Some examples of this are: (a) the developer maintains ownership of the guest suite or superintendent suite and the corporation must buy it with a vendor take back mortgage to the developer at a fairly high interest rate, but the interest payments, and in some cases both principal and interest payments are not to start until year two (a one year holiday).
(b) developer had built into the disclosure that for the units the developer owned, and for as for as long they owned them, that they would not have to pay any common expense fees to the corporation. This meant that the other owners had to pay for 100% of the costs of operating the corporation. This case went to the Court of Appeal which held that since it was disclosed in the disclosure statement then purchasers are deemed to have known about it and could have backed out of their purchases within the 10 day cooling off period. What was unusual about the decisions was that the court also made comments that suggest that they looked the Act as commercial legislation and not consumer protection legislation (i.e. all purchasers were adults and had to take responsibility for their own decisions, etc.).
(c) The developer disclosed that there might be a financing in place for certain equipment which financing the corporation had to be responsible for, but the financial terms and amounts were not disclosed. Only much later was it discovered that for the first year the payments were about one half of what they would be for the remaining 14 years of the financing.
Most of those on the development side of the table will say that as long as something is disclosed, purchasers should take the responsibility for their failure to review or understand what they are buying. While this is understandable and to a certain degree completely acceptable – it must not be forgotten that the Act is consumer protection legislation, and given the nature and extent of the documents it may not be reasonable for purchasers to have understood all the ramifications of what is stated. This only breeds mistrust of developers and anger in condo owners.
The issue is what can be done to provide better disclosure to purchasers, particularly on material financial issues to the corporations.
We accept that there will always be some purchasers who regardless of the amount of disclosure will not bother to read it or seek advice on it and these people should not be protected. However, in our view there has to be more visible and clear disclosure of certain key financial terms set out in the documents so that the purchaser can make a more informed decision.

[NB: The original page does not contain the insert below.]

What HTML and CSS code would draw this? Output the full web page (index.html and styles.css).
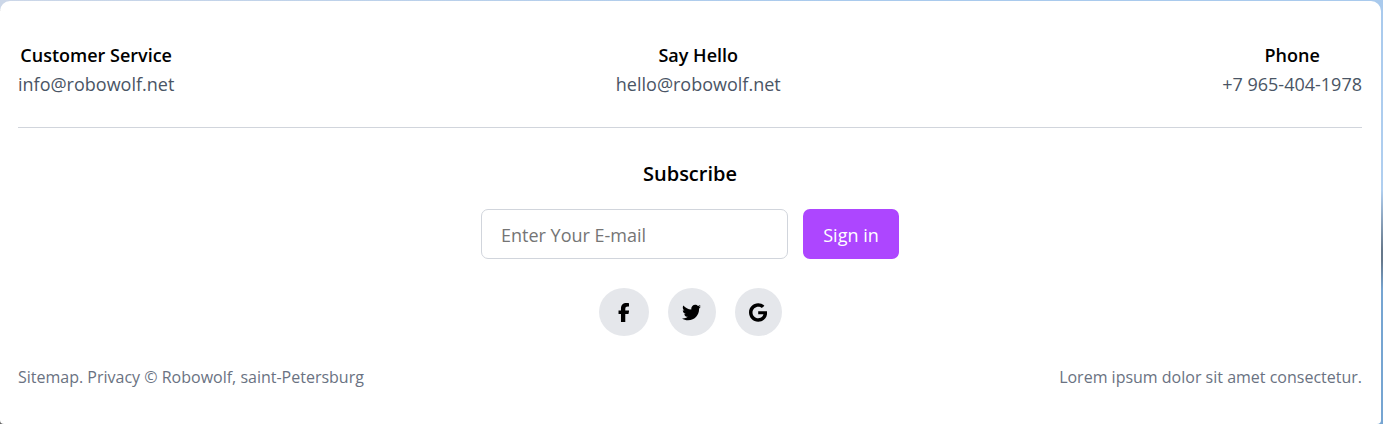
FILE: index.html
```html
<!DOCTYPE html>
<html lang="en">
<head>
<meta charset="utf-8">
<meta name="viewport" content="width=device-width, initial-scale=1">
<title>Robowolf</title>
<link rel="stylesheet" href="styles.css">
</head>
<body>
<footer class="footer">
  <div class="contacts">
    <div class="contact"><h2 class="contact-title">Customer Service</h2><a class="contact-link" href="mailto:info@robowolf.net">info@robowolf.net</a></div>
    <div class="contact"><h2 class="contact-title">Say Hello</h2><a class="contact-link" href="mailto:hello@robowolf.net">hello@robowolf.net</a></div>
    <div class="contact"><h2 class="contact-title">Phone</h2><a class="contact-link" href="tel:+79654041978">+7 965-404-1978</a></div>
  </div>
  <form class="subscribe">
    <label class="subscribe-title" for="email">Subscribe</label>
    <div class="subscribe-row">
      <input class="email" id="email" type="email" placeholder="Enter Your E-mail">
      <button class="sign-in" type="submit">Sign in</button>
    </div>
  </form>
  <nav class="social" aria-label="Social networks">
    <a class="social-link facebook" href="#" aria-label="Facebook"><svg class="icon" viewBox="0 0 320 512"><path d="M80 299.3V512H196V299.3h86.5l18-97.8H196V166.900c0-51.700 20.300-71.500 72.700-71.500c16.300 0 29.400 .4 37 1.200V7.900C291.400 4 256.400 0 236.200 0C129.300 0 80 50.500 80 159.400v42.100H14v97.800H80z"/></svg></a>
    <a class="social-link" href="#" aria-label="Twitter"><svg class="icon" viewBox="0 0 512 512"><path d="M459.370 151.716c.325 4.548.325 9.097.325 13.645 0 138.720-105.583 298.558-298.558 298.558-59.452 0-114.680-17.219-161.137-47.106 8.447.974 16.568 1.299 25.340 1.299 49.055 0 94.213-16.568 130.274-44.832-46.132-.975-84.792-31.188-98.112-72.772 6.498.974 12.995 1.624 19.818 1.624 9.421 0 18.843-1.300 27.614-3.573-48.081-9.747-84.143-51.980-84.143-102.985v-1.299c13.969 7.797 30.214 12.670 47.431 13.319-28.264-18.843-46.781-51.005-46.781-87.391 0-19.492 5.197-37.360 14.294-52.954 51.655 63.675 129.300 105.258 216.365 109.807-1.624-7.797-2.599-15.918-2.599-24.040 0-57.828 46.782-104.934 104.934-104.934 30.213 0 57.502 12.670 76.670 33.137 23.715-4.548 46.456-13.320 66.599-25.340-7.798 24.366-24.366 44.833-46.132 57.827 21.117-2.273 41.584-8.122 60.426-16.243-14.292 20.791-32.161 39.308-52.628 54.253z"/></svg></a>
    <a class="social-link google" href="#" aria-label="Google"><svg class="icon" viewBox="0 0 488 512"><path d="M488 261.800C488 403.300 391.100 504 248 504 110.800 504 0 393.200 0 256S110.800 8 248 8c66.800 0 123 24.500 166.300 64.900l-67.500 64.900C258.500 52.600 94.300 116.600 94.300 256c0 86.500 69.100 156.600 153.700 156.600 98.200 0 135-70.400 140.800-106.900H248v-85.300h236.100c2.300 12.700 3.900 24.900 3.900 41.400z"/></svg></a>
  </nav>
  <div class="legal">
    <p class="legal-text">Sitemap. Privacy © Robowolf, saint-Petersburg</p>
    <p class="legal-text">Lorem ipsum dolor sit amet consectetur.</p>
  </div>
</footer>
</body>
</html>
```
FILE: styles.css
```css
* { box-sizing: border-box; }

body {
  margin: 0;
  padding: 1px 2px 0 0;
  background:
    linear-gradient(#a9caed 0, #b0cff0 190px, #66788b 250px, #66788b 260px, #76a5d2 290px, #76a5d2 100%) right / 8px 100% no-repeat,
    linear-gradient(90deg, #ccd7e8, #a9caed 60%) top / 100% 10px no-repeat,
    #666;
  font-family: "Segoe UI", "Open Sans", "Noto Sans", sans-serif;
  color: #000;
}

h2, p { margin: 0; }
a { text-decoration: none; }

.footer {
  padding: 40px 19px 34px 18px;
  border-radius: 10px 10px 4px 4px;
  background: #fff;
}

.contacts {
  display: flex;
  justify-content: space-between;
  padding-bottom: 28px;
  border-bottom: 1px solid #d1d5dc;
}

.contact { text-align: center; }

.contact-title {
  font-size: 18px;
  line-height: 28px;
  font-weight: 600;
}

.contact-link {
  display: block;
  font-size: 18px;
  line-height: 30px;
  color: #4a5565;
}

.subscribe {
  display: flex;
  flex-direction: column;
  align-items: center;
  gap: 20px;
  padding-top: 30px;
}

.subscribe-title {
  font-size: 20px;
  line-height: 31px;
  font-weight: 600;
}

.subscribe-row {
  display: flex;
  gap: 15px;
}

.email, .sign-in {
  height: 50px;
  border-radius: 7px;
  font: inherit;
  font-size: 18px;
}

.email {
  width: 307px;
  padding: 2px 19px 0;
  border: 1px solid #d1d5dc;
  background: #fff;
}

.email::placeholder { color: #757575; opacity: 1; }

.sign-in {
  width: 96px;
  padding: 2px 0 0;
  border: 0;
  background: #ad46ff;
  color: #fff;
}

.social {
  display: flex;
  justify-content: center;
  gap: 19px;
  padding-top: 29px;
}

.social-link {
  display: flex;
  align-items: center;
  justify-content: center;
  width: 48px;
  height: 48px;
  border-radius: 50%;
  background: #e5e7eb;
  color: #000;
}

.facebook { width: 50px; }
.google { width: 47px; }

.icon {
  height: 19px;
  fill: currentColor;
}

.legal {
  display: flex;
  justify-content: space-between;
  padding-top: 29px;
}

.legal-text {
  font-size: 16px;
  line-height: 25px;
  color: #6a7282;
}
```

It has been my suggestion that developers should produce a one or two page material financial summary that is attached to the front of the disclosure statement.
As an industry we can develop a common summary of key financial issues, sauch as those discussed above. Let the purchasers know of these financial burdens that will be undertaken by their condominium corporation and the exact financial impact. Disclose that interest or lease payments are deferred to year two or three. I can envisage that this type of summary can be similar, but shorter, than the Mortgage Disclosure Statement used in standard mortgage transactions.
It is with this type of clear, unambiguous and understandable disclosure that we can fulfill the objectives of the Act and start to rebuild the trust with developers.